▶ **Task requirements**
Make an exact transcription of the material, leaving out all images.

**** Exercise material ****

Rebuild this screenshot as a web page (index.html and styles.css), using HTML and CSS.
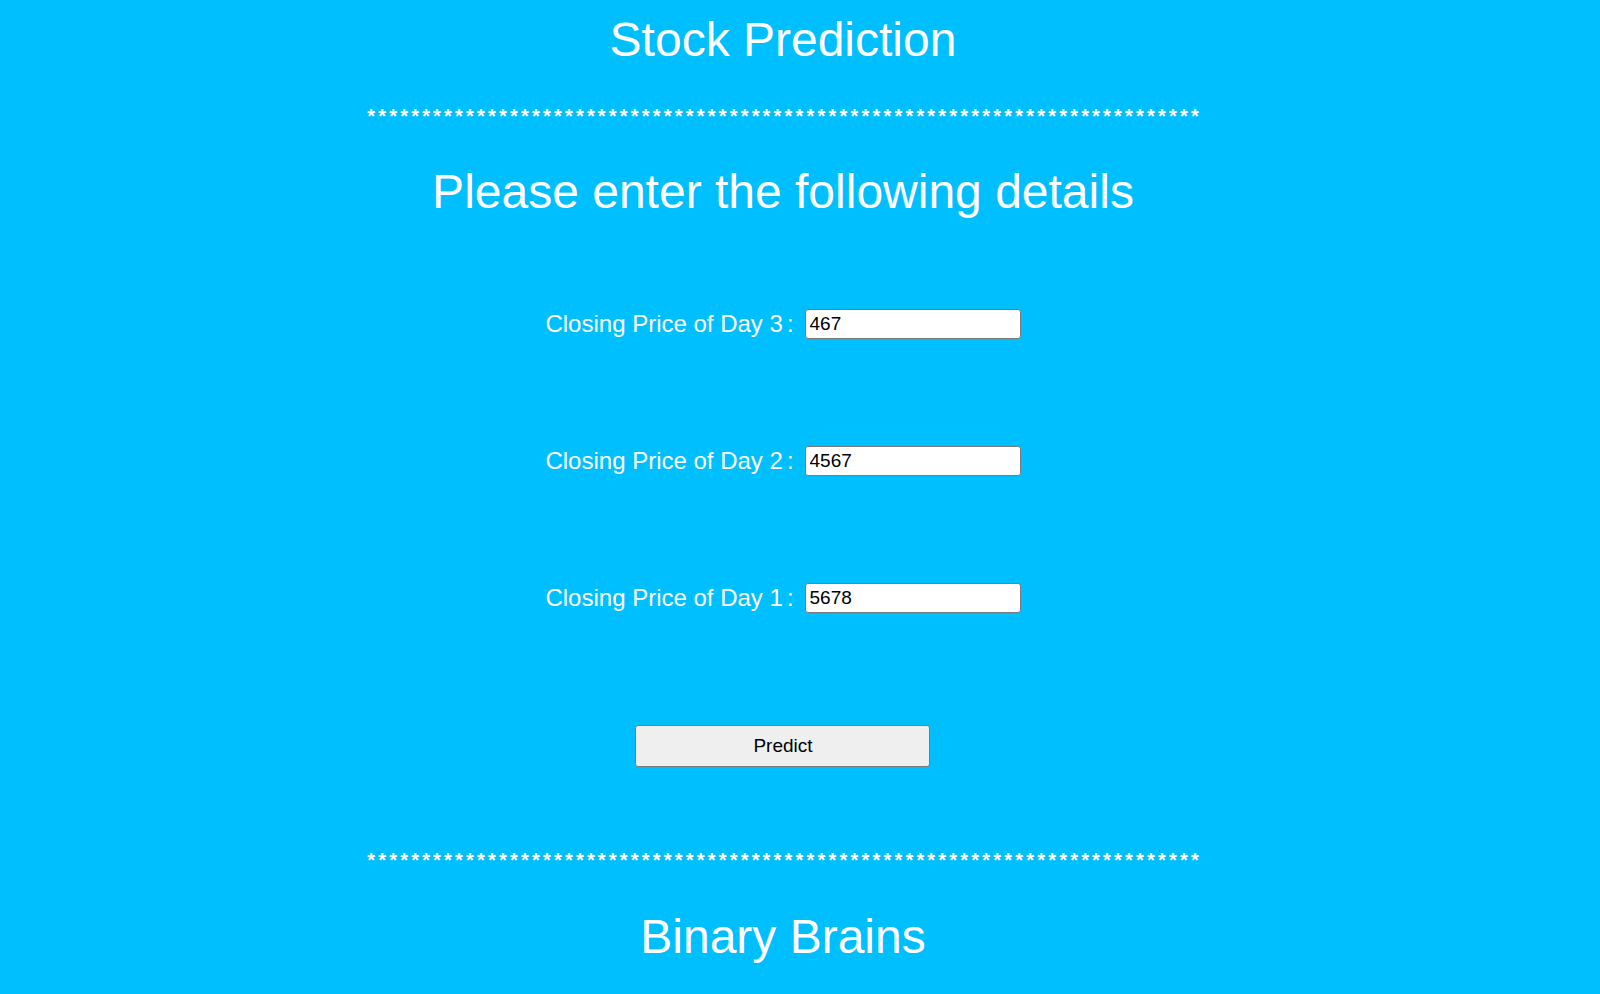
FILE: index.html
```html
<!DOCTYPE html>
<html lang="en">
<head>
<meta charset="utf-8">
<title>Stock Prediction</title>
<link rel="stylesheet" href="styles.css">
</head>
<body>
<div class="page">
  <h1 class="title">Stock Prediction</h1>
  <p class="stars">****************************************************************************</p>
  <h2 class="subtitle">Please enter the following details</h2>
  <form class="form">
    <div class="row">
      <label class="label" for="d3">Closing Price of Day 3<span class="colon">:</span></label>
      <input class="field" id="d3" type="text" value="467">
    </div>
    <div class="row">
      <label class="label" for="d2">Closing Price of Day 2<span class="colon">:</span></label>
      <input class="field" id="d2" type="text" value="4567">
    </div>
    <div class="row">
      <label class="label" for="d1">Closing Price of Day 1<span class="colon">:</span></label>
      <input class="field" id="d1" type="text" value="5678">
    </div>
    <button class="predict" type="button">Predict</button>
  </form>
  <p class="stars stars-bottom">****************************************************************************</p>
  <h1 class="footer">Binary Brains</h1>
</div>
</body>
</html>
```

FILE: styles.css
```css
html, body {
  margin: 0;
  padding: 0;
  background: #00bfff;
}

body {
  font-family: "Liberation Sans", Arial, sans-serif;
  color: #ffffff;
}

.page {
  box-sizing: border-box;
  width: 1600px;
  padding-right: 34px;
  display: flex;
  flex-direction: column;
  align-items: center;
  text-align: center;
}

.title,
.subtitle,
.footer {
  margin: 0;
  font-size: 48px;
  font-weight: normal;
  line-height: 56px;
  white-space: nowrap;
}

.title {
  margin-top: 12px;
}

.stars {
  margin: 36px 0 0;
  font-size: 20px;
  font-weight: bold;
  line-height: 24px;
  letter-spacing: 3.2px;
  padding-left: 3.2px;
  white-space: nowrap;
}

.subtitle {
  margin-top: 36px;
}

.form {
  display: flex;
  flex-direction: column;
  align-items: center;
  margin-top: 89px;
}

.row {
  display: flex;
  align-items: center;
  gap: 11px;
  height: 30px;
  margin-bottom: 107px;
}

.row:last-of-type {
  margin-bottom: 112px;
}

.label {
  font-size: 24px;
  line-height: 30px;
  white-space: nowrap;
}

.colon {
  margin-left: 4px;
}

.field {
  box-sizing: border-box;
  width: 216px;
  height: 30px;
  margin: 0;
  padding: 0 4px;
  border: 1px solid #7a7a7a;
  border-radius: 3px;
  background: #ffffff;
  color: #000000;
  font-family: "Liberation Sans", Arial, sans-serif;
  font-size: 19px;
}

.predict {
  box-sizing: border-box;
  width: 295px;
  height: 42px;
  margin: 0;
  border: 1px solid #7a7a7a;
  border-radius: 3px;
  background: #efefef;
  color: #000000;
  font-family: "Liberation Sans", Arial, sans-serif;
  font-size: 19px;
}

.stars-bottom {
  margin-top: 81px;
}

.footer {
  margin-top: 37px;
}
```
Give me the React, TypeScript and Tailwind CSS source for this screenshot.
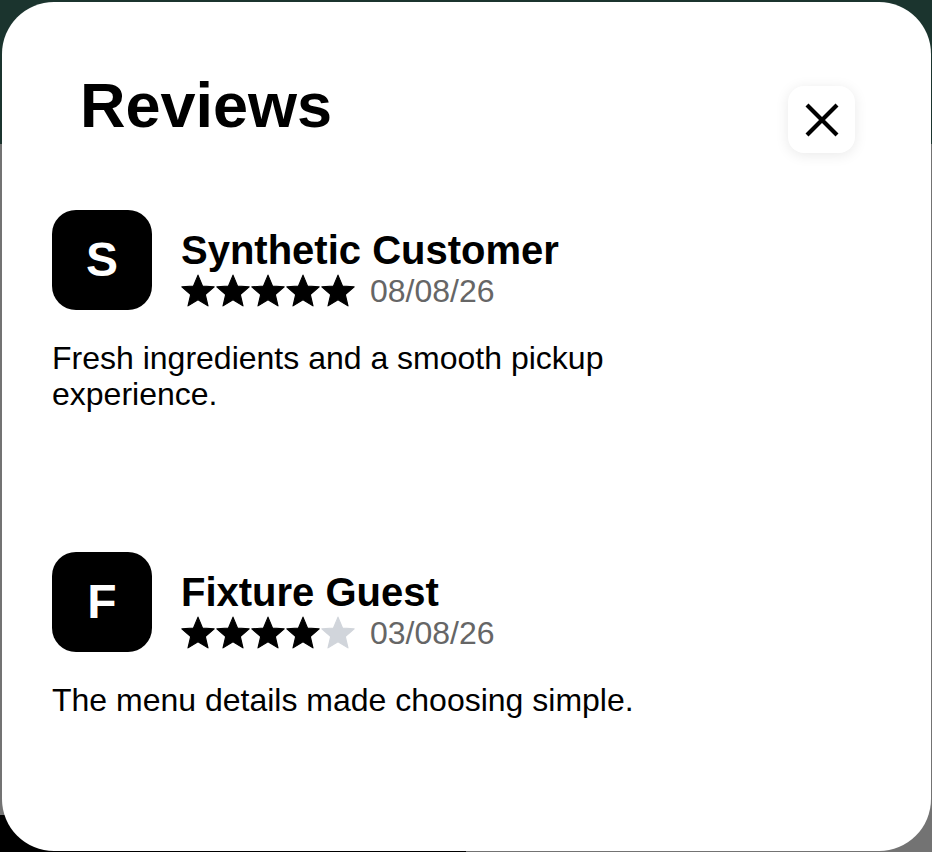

****

▶ **Right answer**
Rebuild this screenshot as a web page (index.html and styles.css), using HTML and CSS.
FILE: index.html
```html
<!DOCTYPE html>
<html lang="en">
<head>
<meta charset="utf-8">
<title>Stock Prediction</title>
<link rel="stylesheet" href="styles.css">
</head>
<body>
<div class="page">
  <h1 class="title">Stock Prediction</h1>
  <p class="stars">****************************************************************************</p>
  <h2 class="subtitle">Please enter the following details</h2>
  <form class="form">
    <div class="row">
      <label class="label" for="d3">Closing Price of Day 3<span class="colon">:</span></label>
      <input class="field" id="d3" type="text" value="467">
    </div>
    <div class="row">
      <label class="label" for="d2">Closing Price of Day 2<span class="colon">:</span></label>
      <input class="field" id="d2" type="text" value="4567">
    </div>
    <div class="row">
      <label class="label" for="d1">Closing Price of Day 1<span class="colon">:</span></label>
      <input class="field" id="d1" type="text" value="5678">
    </div>
    <button class="predict" type="button">Predict</button>
  </form>
  <p class="stars stars-bottom">****************************************************************************</p>
  <h1 class="footer">Binary Brains</h1>
</div>
</body>
</html>
```

FILE: styles.css
```css
html, body {
  margin: 0;
  padding: 0;
  background: #00bfff;
}

body {
  font-family: "Liberation Sans", Arial, sans-serif;
  color: #ffffff;
}

.page {
  box-sizing: border-box;
  width: 1600px;
  padding-right: 34px;
  display: flex;
  flex-direction: column;
  align-items: center;
  text-align: center;
}

.title,
.subtitle,
.footer {
  margin: 0;
  font-size: 48px;
  font-weight: normal;
  line-height: 56px;
  white-space: nowrap;
}

.title {
  margin-top: 12px;
}

.stars {
  margin: 36px 0 0;
  font-size: 20px;
  font-weight: bold;
  line-height: 24px;
  letter-spacing: 3.2px;
  padding-left: 3.2px;
  white-space: nowrap;
}

.subtitle {
  margin-top: 36px;
}

.form {
  display: flex;
  flex-direction: column;
  align-items: center;
  margin-top: 89px;
}

.row {
  display: flex;
  align-items: center;
  gap: 11px;
  height: 30px;
  margin-bottom: 107px;
}

.row:last-of-type {
  margin-bottom: 112px;
}

.label {
  font-size: 24px;
  line-height: 30px;
  white-space: nowrap;
}

.colon {
  margin-left: 4px;
}

.field {
  box-sizing: border-box;
  width: 216px;
  height: 30px;
  margin: 0;
  padding: 0 4px;
  border: 1px solid #7a7a7a;
  border-radius: 3px;
  background: #ffffff;
  color: #000000;
  font-family: "Liberation Sans", Arial, sans-serif;
  font-size: 19px;
}

.predict {
  box-sizing: border-box;
  width: 295px;
  height: 42px;
  margin: 0;
  border: 1px solid #7a7a7a;
  border-radius: 3px;
  background: #efefef;
  color: #000000;
  font-family: "Liberation Sans", Arial, sans-serif;
  font-size: 19px;
}

.stars-bottom {
  margin-top: 81px;
}

.footer {
  margin-top: 37px;
}
```
Give me the React, TypeScript and Tailwind CSS source for this screenshot.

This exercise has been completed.